The message came through from my comrade in arms and photography lightpainter, Andrew.

Was I interested in a photography competition down at Langhorne Creek? Well yes I thought, it’s far enough away from the city to avoid the light pollution. The orange glow of city lights might not normally be noticeable but once you have an exposure for anything up to 5 minutes it’s a problem.

Langhorne Creek is a nice small town with not too many streetlights, it hasn’t been urbanised with “country style living” suburbia.

With luck we’d get a clear night so the Milky Way could be part of the shot.

We’d done a few shoots on the South Coast and knew the clear dark skies could give gorgeous photos.

The first stop was the old Bleasdale winery. Normally visited during the day when tasting, at night the brick tower stood starkly into the night sky.

We tried from one side and then the other, eventually choosing the western side view.

Using just a long exposure and a small but very bright torch to paint over areas we wanted lit we decided to go with something simple.

West of Langhorne Creek

Langhorne Creek West

We then headed out to the west of the town in search of vines. Not that we really had to travel far, the area is full of vines.

Finding some close to road and timing the shots to between the infrequent cars we tries some simple lighting before trying out the new light painting tool, what we refer to as the ‘MegaWand’.

Computer controlled with 140 programmable LEDs and a couple of dozen patterns, we had recently added to new circular patters to its repertoire of effects from image painting, icon painting, color floods and a plethora of other light effects.

As per usual we had to work out the settings for the overall scene and then work out exactly how to paint in the effect.

One item we wanted to capture was the vivid deep purple of berries, soon to be picked for the next vintage.

The result is shown above, straight out of camera, single exposure.

Although these days it is standard practice to use post production involving Photoshop, in our photographs the only thing we adjust is the cropping and some basic lighting settings.

The sculpture in the dark

Langhorne Creek sculpture

And that was one night, basically a handful of photos from dozens of exposures. We headed home as it was a working day.

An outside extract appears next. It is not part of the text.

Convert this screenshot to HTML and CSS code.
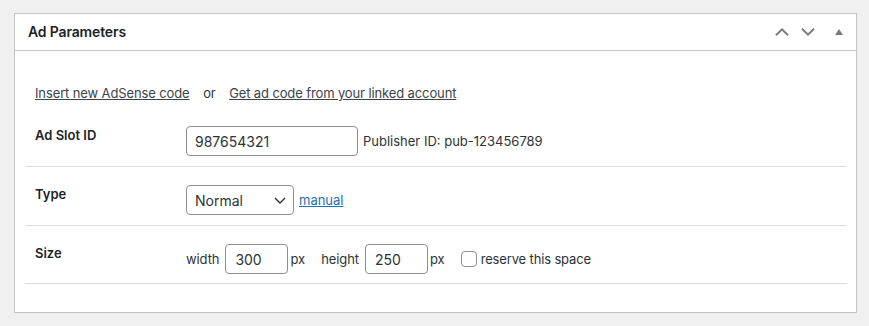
FILE: index.html
```html
<!DOCTYPE html>
<html lang="en">
	<head>
		<meta charset="UTF-8" />
		<meta name="viewport" content="width=device-width, initial-scale=1.0" />
		<title>Ad Parameters</title>
		<link rel="stylesheet" href="styles.css">
	</head>
	<body>
		<div class="postbox">
			<div class="postbox-header">
				<h2>Ad Parameters</h2>
				<div class="handle-actions">
					<button class="handle-order" aria-label="Move up">
						<svg width="14" height="8" viewBox="0 0 14 8"><path d="M1 7.2 L7 1.4 L13 7.2" fill="none" stroke="#787c82" stroke-width="2"/></svg>
					</button>
					<button class="handle-order" aria-label="Move down">
						<svg width="14" height="8" viewBox="0 0 14 8"><path d="M1 0.8 L7 6.6 L13 0.8" fill="none" stroke="#787c82" stroke-width="2"/></svg>
					</button>
					<button class="handle-toggle" aria-label="Toggle panel">
						<svg width="8" height="6" viewBox="0 0 8 6"><path d="M0 6 L4 0 L8 6 Z" fill="#787c82"/></svg>
					</button>
				</div>
			</div>
			<div class="inside">
				<p class="ad-links">
					<a href="#">Insert new AdSense code</a>
					<span class="or">or</span>
					<a href="#">Get ad code from your linked account</a>
				</p>
				<div class="form-table">
					<div class="form-row">
						<div class="row-label">Ad Slot ID</div>
						<div class="row-field">
							<input type="text" class="text-input slot-input" value="987654321" />
							<span class="hint">Publisher ID: pub-123456789</span>
						</div>
					</div>
					<div class="form-row">
						<div class="row-label">Type</div>
						<div class="row-field">
							<span class="select-wrap">
								<select class="type-select">
									<option>Normal</option>
								</select>
								<svg class="select-arrow" width="12" height="7" viewBox="0 0 12 7"><path d="M1 1 L6 6 L11 1" fill="none" stroke="#2c3338" stroke-width="1.4"/></svg>
							</span>
							<a href="#" class="manual-link">manual</a>
						</div>
					</div>
					<div class="form-row">
						<div class="row-label">Size</div>
						<div class="row-field">
							<span class="size-word">width</span>
							<input type="text" class="text-input size-input" value="300" />
							<span class="unit">px</span>
							<span class="size-word">height</span>
							<input type="text" class="text-input size-input" value="250" />
							<span class="unit">px</span>
							<label class="reserve">
								<span class="checkbox"></span>
								reserve this space
							</label>
						</div>
					</div>
				</div>
			</div>
		</div>
	</body>
</html>
```

FILE: styles.css
```css
body {
	margin: 0;
	padding: 13px 0 0 14px;
	background-color: #f0f0f1;
	font-family: Inter, 'Liberation Sans', sans-serif;
	font-size: 13px;
	line-height: 18px;
	color: #2c3338;
}
.postbox {
	width: 843px;
	box-sizing: border-box;
	border: 1px solid #c3c4c7;
	background: #ffffff;
}
.postbox-header {
	display: flex;
	align-items: center;
	justify-content: space-between;
	height: 36px;
	border-bottom: 1px solid #c3c4c7;
}
.postbox-header h2 {
	margin: 0;
	padding-left: 13px;
	font-size: 14px;
	font-weight: 600;
	letter-spacing: -0.15px;
	color: #1d2327;
}
.handle-actions {
	display: flex;
	height: 100%;
}
.handle-actions button {
	border: 0;
	background: none;
	padding: 0;
	display: flex;
	align-items: center;
	justify-content: center;
	cursor: pointer;
}
.handle-order {
	width: 26px;
}
.handle-toggle {
	width: 35px;
}
.inside {
	padding: 33px 9px 28px 10px;
}
.ad-links {
	margin: 0 0 6px 10px;
	letter-spacing: -0.12px;
}
.ad-links a {
	color: #3c434a;
	text-decoration: underline;
}
.ad-links .or {
	margin: 0 10px;
}
.form-row {
	display: flex;
	padding: 18px 0 10px;
	border-bottom: 1px solid #dcdcde;
}
.form-row:last-child {
	padding-bottom: 9px;
}
.row-label {
	width: 151px;
	padding-left: 10px;
	font-weight: 600;
	color: #1d2327;
}
.row-field {
	display: flex;
	align-items: center;
	height: 30px;
}
.text-input {
	box-sizing: border-box;
	height: 30px;
	padding: 0 8px;
	border: 1px solid #8c8f94;
	border-radius: 4px;
	font-family: inherit;
	font-size: 14px;
	color: #2c3338;
	background: #ffffff;
}
.slot-input {
	width: 172px;
}
.hint {
	margin-left: 5px;
}
.select-wrap {
	position: relative;
	display: inline-flex;
}
.type-select {
	appearance: none;
	-webkit-appearance: none;
	box-sizing: border-box;
	width: 108px;
	height: 30px;
	padding: 0 24px 0 8px;
	border: 1px solid #8c8f94;
	border-radius: 4px;
	background: #ffffff;
	font-family: inherit;
	font-size: 14px;
	color: #2c3338;
}
.select-arrow {
	position: absolute;
	right: 8px;
	top: 12px;
	pointer-events: none;
}
.manual-link {
	margin-left: 5px;
	color: #2271b1;
	text-decoration: underline;
}
.size-word {
	margin-right: 6px;
	letter-spacing: -0.1px;
}
.size-input {
	width: 63px;
	padding: 0 9px;
}
.unit {
	margin: 0 16px 0 2px;
}
.reserve {
	display: flex;
	align-items: center;
	letter-spacing: -0.15px;
}
.checkbox {
	box-sizing: border-box;
	width: 16px;
	height: 16px;
	margin-right: 4px;
	border: 1px solid #8c8f94;
	border-radius: 4px;
	background: #ffffff;
}
```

However we hadn’t gone far when we passed through the small park we had spotted earlier in the evening but not stopped at.

Even though it was now after midnight we did one shot of a sculpture in the park. The stark brightness of the carving contrasting nicely with the southern night sky.

By now the moon had risen and so captured one of the easier light painting shots, stars in an apparently daytime shot.

The return to the grapes

Grapes at night

And so about a week later we are back at Langhorne creek. There are less grapes on the vines and signs of leaves over the ground from the harvest.

We tried a few more shots however the cloud was starting to move in so we found a rather scenic road to try out some light painting techniques.

We had only been set up for a few minutes when the local restaurant owner drove by to see what we doing.

He had no problem with us being there, I’m guess the locals are used to people coming down at all hours of the night to photograph the natural beauty of the area.

An orb and some escaping ghosts

The dark night and stark trees gave a nice backdrop for an orb and some escaping ghosts.

With some of the cloud clearing away we were yet again presented with a glorious night sky from a nearby field.

Using the brightest torch we had with us we could light up the distant trees and some of the ground and then capture the night sky.

It’s quite interesting to realise these sort of vistas can be seen every night it’s not cloudy from this lovely area of South Australia.

Here comes the UFO

Langhorne Creek UFO

Looking out to the east, the other end of the Milk Way was visible and so it was time to perfect our UFO image.

We had some practice the week before however this time we wanted to work on the light under it. And because we wanted to remove any star trail effect we had to work quickly, we had 30 seconds to complete the photo.

With the shot we were after we were ready to head home.

We didn’t win the competition, however the area around Langhorne Creek gave enough opportunities to really think we won anyway.